Queda el consuelo de que a nivel local no se percibe una exacerbación del individualismo como comportamiento descrito como «la tendencia sociológica que otorga primacía al individuo respecto de la colectividad».
A ver si nos hacemos entender: el juntarse estrechamente para tragos vis a vis, pero de muchas narices y bocas a la vez sin higiénicos cubrimientos de por medio, da a entender que el impulso hacia los comportamientos gregarios que se atribuye a los humanos como seres que llegan a odiar la soledad, es entre dominicanos superior a algunos promedios de otras naciones.
Eximirse de los compadreos y veladas que ponen a la gente casi mejilla con mejilla, sería pedir demasiado en ciertos ambientes de tierra adentro.
Así como el trabajo fue descrito en el cancionero de merengues como «castigo divino», apropiado para el buey más que nada, el distanciarse de los gentíos que se forman en locales comerciales y abstenerse de reuniones familiares que podrían incluir a tres generaciones y unos cuantos compañeros de trabajo y vecinos, es algo que en muchas psiquis criollas se prefiere reservar a individuos de la talla del viejo pescador al que en una novela Ernest Hemingway describe como echado a la mar, lejos de quienes pudieron haberlo ayudado a capturar un gran pez.

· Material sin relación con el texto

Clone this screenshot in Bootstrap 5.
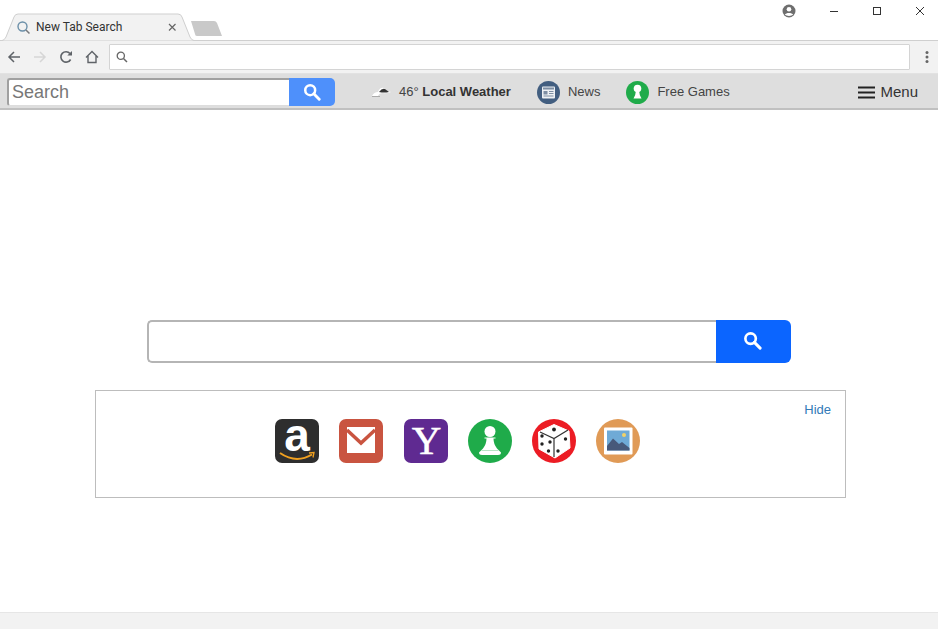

Tampoco se hubiera contagiado de la Covid-19.
Ir de trulla en trulla, asistiendo a bodas, bautizos, despedidas de soltero y aguinaldos, tratando de resultar invisible a las autoridades, es pasión irrefrenable a distintos niveles, facilitada por una movilidad de tránsito de adquisición masiva llamada motocicleta.
Es la única locomoción que fomenta comportamientos unipersonales en lo que se va o viene de los jolgorios que puede ser tan mortal como el peor de los virus. Son tantos los usuarios, y tantos los accidentes que sufren por imprudentes, que no se necesita contagio alguno para que saturen las salas de emergencia de los hospitales al tiempo de aumentar el consumo de ataúdes.
«Velo y mortaja del cielo baja», según aparece en el refranero popular, pero existen despreocupaciones sin marcha nupcial que salen caras en salud y vidas. Así como se recurre a cadena de oraciones, en servicios como el Metro las filas y los apiñamientos en vagones también unen voluntades que
permitirían a cualquier germen saltar como ballerina de cuerpo en cuerpo, ayudado por los infectados asintomáticos, que son muchos y tienden también a pegarse demasiado.
En cualquier automóvil de la modalidad de transporte público no colectivo que sigue proliferando, cualquier estornudo repartiría transmisiones virales hacia a los seis representantes de igual número de familias atrapados angostamente entre cuatro puertas de las ruinas vehiculares llamadas «concho», incluyendo la del chofer.
Hacia cada hogar de los viajeros se dirigiría un mensajero-portador del microscópico mal. Su entrada a «arientes» y parientes, incluyendo a los abuelos y sus nietos, estaría asegurada sin que ninguno de ellos pasara previamente por la tortura de encerrarse en carrocerías inadecuadas e insalubres.
El señor Roldán que conozco, de impenitente adhesión a los préstamos de menor cuantía pero de inmoderadas tasas de intereses, ha estado a salvo de las multitudes. Sus zafras con apelación a la usura, entran en pausa cada vez que aumenta el circulante por pagos de regalías pascuales.
El virus que quiera llegar a él vía la gente desesperada por dinero tendría que esperar la «cuesta de enero» que es cuando se pagan todas las consecuencias de las extralimitaciones en consumo y fiestones con rupturas de los distanciamientos.